In May 1987, the Supreme Court further reduced Punjab's share and doubled Haryana's, with the riparian question outweighed by Congress' electoral concerns with other states, particularly Haryana and its June 1986 elections, after they lost the Assam state elections in December 1985, leaving the river water issue, on Punjab's agenda since 1966, unresolved. This additional failure to implement a promise in the accord further weakened the position of the Barnala Akalis, and empowered both the political dissident and militant factions less conciliatory with the government, including within Barnala's own party, as the insurgency continued.

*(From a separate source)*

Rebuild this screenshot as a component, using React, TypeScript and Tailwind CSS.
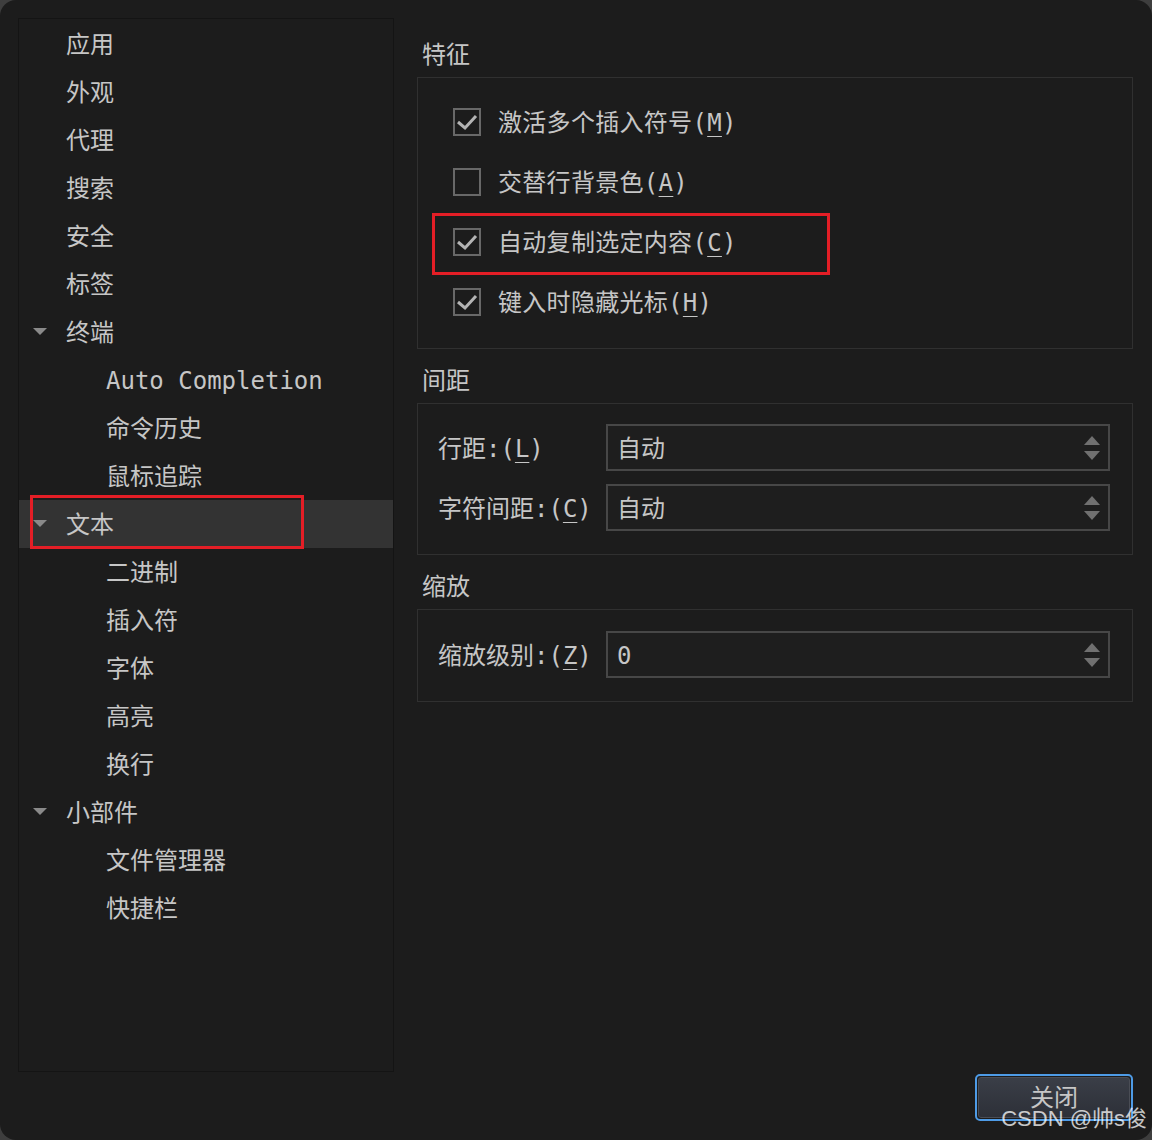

As for the insurgency, the death of Longowal and the failure of the Accord would for a period make it a more effective alternative than the political approach. The death toll would skyrocket after the operation from a few hundred a year to thousands, intensifying particular between 1988 and 1991. as the splintering militant groups increasingly targeted each other, with an increasing civilian toll. In a warning published in Ajit on September 25, 1990, militant leaders Gurbachan Singh Manochahal and Gurjant Singh Rajasthani appealed to and warned against militant organizations engaging in fratricide, emphasizing the need for orienting the struggle against the central government. Segments of the population found informing or cooperating with the police, selling intoxicants, behaving inappropriately with women, cheating on exams, or what was considered as breaking Sikh conduct principles by some militant factions like engaging in ostentatiousness, were also targeted as violence increased in the late 1980s. Though the insurgency initially enjoyed a wide base of support, this would eventually weaken it to a certain extent, as well as their ranks being infiltrated by lumpen and criminal elements who joined for money rather than the long-cherished cause of a Sikh homeland, as well as the incarceration and killing of prominent militant leaders, which would enable the infiltration and interference of federal agencies, causing the movement to lose direction. The insurgency would nevertheless endure for a decade due to the resentment already sown by the centralizing policies of the state that would lead to Sikh alienation, the increase in secessionist support following Operation Blue Star and the subsequent pogroms, and external diaspora financial support. The failed implementation of the Resolution or the Accord, due to the Congress central government's concern for its hold in other Congress-led states, also played an important role in fueling these social divisions in Punjab, as it discredited the Akali Dal, which, riven by internal divisions and opposed by a growing number of insurgent groups, could neither rule the state nor deal with the central government effectively.

These issues of the allocation of the capital city of Chandigarh, which is the only state capital in the country to be shared with another state, adjustment of some of the territorial claims of Punjab, with many large Punjabi-speaking areas left out of the allocated state, and the distribution of river waters, continue to figure prominently in Punjab politics and remain unresolved points of contention between the state and the central government.